Wednesday, February 19, 2014

A Return to Wargaming?

Jimdad suggested on the recent organizational resources post that it would make sense for me to do some test runs of all the tech before trying to run a full-blown campaign with it.  This is sensible, but one-shots are unsatisfying as a rule.  Unrelatedly, I've had VBAM and space wargaming on the brain recently for no apparent reason.  But they do suggest an alternative means for tech-testing, in that wargames are primarily one-off affairs (at least in our group) which work well with a small and irregular player pool.  Playing one-off wargame scenarios also leads nicely into campaigns, which might beget universe generation and lead to workable RPG settings.

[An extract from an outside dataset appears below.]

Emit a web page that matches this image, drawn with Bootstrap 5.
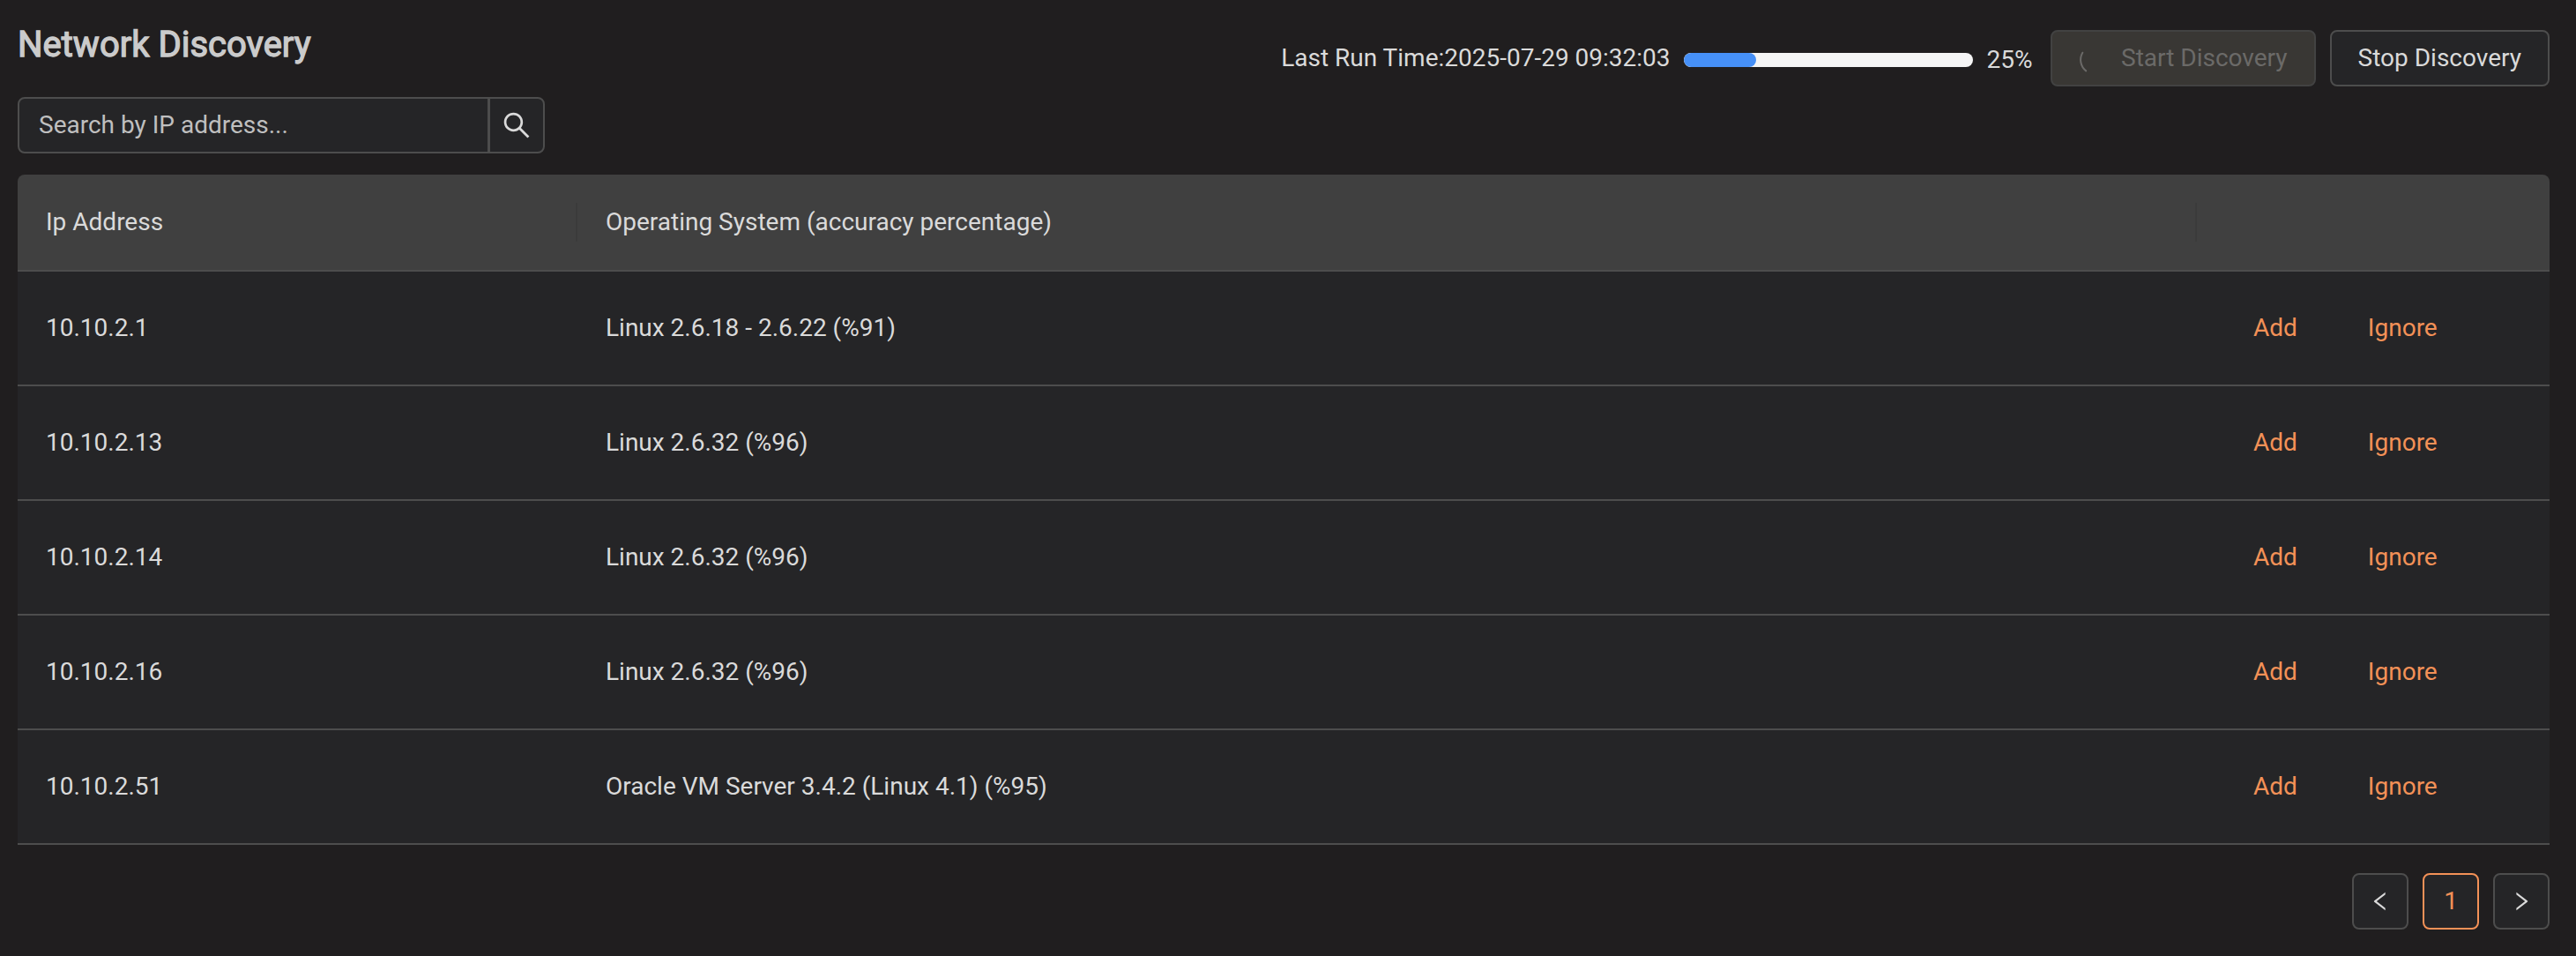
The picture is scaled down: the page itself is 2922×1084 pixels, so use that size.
<!DOCTYPE html>
<html lang="en">
<head>
  <meta charset="UTF-8">
  <title>Network Discovery</title>
  <meta name="viewport" content="width=device-width, initial-scale=1">
  <link href="https://cdn.jsdelivr.net/npm/bootstrap@5.3.0/dist/css/bootstrap.min.css" rel="stylesheet">
  <style>
    body {
      background: #201e1f;
      color: #dadada;
      font-family: Roboto, "Liberation Sans", sans-serif;
      font-size: 28px;
      line-height: 44px;
      padding: 20px 30px 0 20px;
    }
    .page-title {
      padding-top: 1px;
      font-size: 40px;
      line-height: 60px;
      font-weight: 400;
      color: #cbcbcb;
      -webkit-text-stroke: 1.3px #cbcbcb;
    }
    .toolbar {
      height: 90px;
    }
    .run-controls {
      padding-top: 14px;
    }
    .run-time {
      padding-top: 10px;
      margin-right: 15px;
    }
    .run-progress {
      width: 328px;
      height: 16px;
      margin: 26px 16px 0 0;
      border-radius: 8px;
      background: #f5f5f5;
    }
    .run-progress .progress-bar {
      border-radius: 8px;
      background: #4690f7;
    }
    .run-percent {
      width: 72px;
      padding-top: 12px;
    }
    .btn-dark-line {
      height: 64px;
      padding: 0 30px;
      border: 2px solid #4d4d4d;
      border-radius: 8px;
      background: #252527;
      color: #dadada;
      font-size: 28px;
      line-height: 58px;
    }
    .btn-dark-line:disabled {
      width: 301px;
      opacity: 1;
      border-color: #424242;
      background: #393734;
      color: #6b6a68;
    }
    .search-box {
      width: 598px;
      height: 64px;
    }
    .search-box .form-control {
      padding: 0 22px;
      border: 2px solid #4d4d4d;
      border-radius: 8px 0 0 8px;
      background: #252527;
      color: #dadada;
      font-size: 28px;
      line-height: 44px;
    }
    .search-box .form-control::placeholder {
      color: #bfbfbf;
      opacity: 1;
    }
    .search-box .btn {
      width: 64px;
      padding: 0;
      border: 2px solid #4d4d4d;
      border-radius: 0 8px 8px 0;
      background: #252527;
      color: #dadada;
    }
    .host-table {
      table-layout: fixed;
      margin: 24px 0 32px;
      border-collapse: separate;
      border-spacing: 0;
      --bs-table-bg: transparent;
      --bs-table-color: #dadada;
    }
    .host-table th,
    .host-table td {
      padding: 0 32px;
      border-bottom: 2px solid #4d4d4d;
      font-weight: 400;
      vertical-align: middle;
    }
    .host-table th {
      height: 110px;
      background: #404040;
    }
    .host-table td {
      height: 130px;
      background: #252527;
    }
    .host-table th:first-child {
      border-top-left-radius: 8px;
    }
    .host-table th:last-child {
      border-top-right-radius: 8px;
    }
    .host-table th .head-cell {
      margin-right: -32px;
      border-right: 2px solid #3b3b3b;
    }
    .host-table td a {
      color: #f39157;
      text-decoration: none;
    }
    .host-table td a:first-child {
      margin-left: 32px;
      margin-right: 80px;
    }
    .pager {
      gap: 16px;
    }
    .pager .page-item .page-link {
      width: 64px;
      height: 64px;
      margin: 0;
      padding: 0;
      border: 2px solid #4d4d4d;
      border-radius: 8px;
      background: #252527;
      color: #dadada;
      font-size: 28px;
      line-height: 60px;
    }
    .pager .page-item.active .page-link {
      border-color: #f39157;
      color: #f39157;
    }
  </style>
</head>
<body>

<div class="toolbar d-flex justify-content-between align-items-start">
  <h1 class="page-title m-0">Network Discovery</h1>
  <div class="run-controls d-flex align-items-start">
    <div class="run-time">Last Run Time:2025-07-29 09:32:03</div>
    <div class="progress run-progress">
      <div class="progress-bar" id="runBar"></div>
    </div>
    <div class="run-percent" id="runPercent"></div>
    <button class="btn btn-dark-line d-flex align-items-center me-3" disabled>
      <svg width="28" height="34" viewBox="0 0 28 34" fill="none" stroke="currentColor" stroke-width="2" stroke-linecap="round">
        <path d="M4.3 10.7A16 16 0 0 0 8.2 31.4"/>
      </svg>
      <span class="ms-auto">Start Discovery</span>
    </button>
    <button class="btn btn-dark-line">Stop Discovery</button>
  </div>
</div>

<div class="input-group search-box">
  <input type="text" class="form-control" placeholder="Search by IP address...">
  <button class="btn d-flex align-items-center justify-content-center" aria-label="Search">
    <svg width="32" height="32" viewBox="64 64 896 896" fill="currentColor">
      <path d="M909.6 854.5L649.9 594.8C690.2 542.7 712 479 712 412c0-80.2-31.3-155.4-87.9-212.1-56.6-56.7-132-87.9-212.1-87.9s-155.5 31.3-212.1 87.9C143.2 256.5 112 331.8 112 412c0 80.1 31.3 155.5 87.9 212.1C256.5 680.8 331.8 712 412 712c67 0 130.6-21.8 182.7-62l259.7 259.6a8.2 8.2 0 0011.6 0l43.6-43.5a8.2 8.2 0 000-11.6zM570.4 570.4C528 612.7 471.8 636 412 636s-116-23.3-158.4-65.6C211.3 528 188 471.8 188 412s23.3-116.1 65.6-158.4C296 211.3 352.2 188 412 188s116.1 23.2 158.4 65.6S636 352.2 636 412s-23.3 116.1-65.6 158.4z"/>
    </svg>
  </button>
</div>

<table class="table host-table">
  <colgroup>
    <col width="635">
    <col>
    <col width="400">
  </colgroup>
  <thead>
    <tr>
      <th><div class="head-cell">Ip Address</div></th>
      <th><div class="head-cell">Operating System (accuracy percentage)</div></th>
      <th></th>
    </tr>
  </thead>
  <tbody id="hostRows"></tbody>
</table>

<ul class="pagination pager justify-content-end m-0">
  <li class="page-item">
    <a class="page-link d-flex align-items-center justify-content-center" href="#" aria-label="Previous">
      <svg width="24" height="24" viewBox="64 64 896 896" fill="currentColor">
        <path d="M724 218.3V141c0-6.7-7.7-10.4-12.9-6.3L260.3 486.8a31.86 31.86 0 000 50.3l450.8 352.1c5.3 4.1 12.9.4 12.9-6.3v-77.3c0-4.9-2.3-9.6-6.1-12.6l-360-281 360-281.1c3.8-3 6.1-7.7 6.1-12.6z"/>
      </svg>
    </a>
  </li>
  <li class="page-item active"><a class="page-link text-center" href="#">1</a></li>
  <li class="page-item">
    <a class="page-link d-flex align-items-center justify-content-center" href="#" aria-label="Next">
      <svg width="24" height="24" viewBox="64 64 896 896" fill="currentColor">
        <path d="M765.7 486.8L314.9 134.7A7.97 7.97 0 00302 141v77.3c0 4.9 2.3 9.6 6.1 12.6l360 281.1-360 281.1c-3.9 3-6.1 7.7-6.1 12.6V883c0 6.7 7.7 10.4 12.9 6.3l450.8-352.1a31.96 31.96 0 000-50.4z"/>
      </svg>
    </a>
  </li>
</ul>

<script src="https://cdn.jsdelivr.net/npm/bootstrap@5.3.0/dist/js/bootstrap.bundle.min.js"></script>
<script>
  const progress = 25;
  const hosts = [
    { ip: "10.10.2.1", os: "Linux 2.6.18 - 2.6.22 (%91)" },
    { ip: "10.10.2.13", os: "Linux 2.6.32 (%96)" },
    { ip: "10.10.2.14", os: "Linux 2.6.32 (%96)" },
    { ip: "10.10.2.16", os: "Linux 2.6.32 (%96)" },
    { ip: "10.10.2.51", os: "Oracle VM Server 3.4.2 (Linux 4.1) (%95)" }
  ];

  document.getElementById("runBar").style.width = progress + "%";
  document.getElementById("runPercent").textContent = progress + "%";

  document.getElementById("hostRows").innerHTML = hosts.map(host => `
    <tr>
      <td>${host.ip}</td>
      <td>${host.os}</td>
      <td><a href="#">Add</a><a href="#">Ignore</a></td>
    </tr>
  `).join("");
</script>

</body>
</html>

I'm sort of looking back at the Starmada Summer of 2011 as a model, but hopefully with a less flexi-fragile system (or a gentleman's agreement that if something is broken, you use it to win once and then can it).  I think Full Thrust in one of its several incarnations would probably serve us well, as it is a very simple core game with lots of optional things to experiment with (I for one would be curious to try Colonial Battlefleet's initiative system on top of FT's general mechanics; I'm just not a huge fan of pre-plotted movement).  Full Thrust is also old enough and well-enough vetted that its exploitable flaws are known (documented and discussed in the expansion books) and can hopefully be avoided.  It also has a nice-looking sample campaign in the back of the FT2E manual.

Other options:
  • Starmada: Nova - we never really gave this one a fair shake, and the seeker rules are pretty neat.  On the minus side, forum reports that stacking up weapon traits is still pretty broken.
  • Colonial Battlefleet - sort of hampered by lack of good shipyard spreadsheet.  I have one half-thrown together, but got bored.  Good stealth and initiative rules, and the Raider type from the expansion book looks like fun.  On the minus side, fairly heavy bookkeeping for shields.
  • Battleshift - Fleet engagements with some cool tactical warp mechanics.  If I recall correctly, though, it needs a pretty big playing area, and I've seen roll20 lag out under less. 
  • Space Hulk.  The problem with Space Hulk is that it's unusually stressful, because there is some serious "oh god oh god we're all going to die" going on continuously  (...  holy cow, this must be what it's like to play in my ACKS games.  No wonder they keep disintegrating!  On the other hand, if you play ACKS well, it's less of a problem than if you play Space Hulk well, because the DM is slightly less actively malicious than the 'stealer player).  Also the maps are deceptively expansive.
  • BattleTech Lite - light to medium mechs from the earliest time period only, and perhaps no melee.  Could be fun as long as you keep the total number of armor / structure points low.
  • Domains at War: Battles - Our experiences so far suggest that DaW:B is too heavy unless there's some significant investment in the outcome (ie, a PC realm at stake). On the other hand, two games between inexperienced players is not a whole lot to go by.  I've been meaning to write some scenarios for this - the system could definitely use one highlighting the fortification rules, and everybody loves Helm's Deep.
  • Hell, a sample DaW:C campaign would be fun too, and if the battles were resolved using the Campaigns rules, it might work alright for one-off afternoon games (though I sort of expect a lot of overhead from the recon rules - TODO automate recon).  I could steal something from Crusader Kings and keep the magic-and-wyvern-cavalry level historically low for ease of use.
  • Anything in the 15-25mm infantry sphere - I have my doubts about how well roll20 would handle these, and Vassal suffers from limited plugins.  Options include Stargrunt, Gruntz, WH40k, and many many others.
  • Dirtside or other 6mm microarmor games - Again, I don't think this one would do well on roll20.  Also chit-based damage.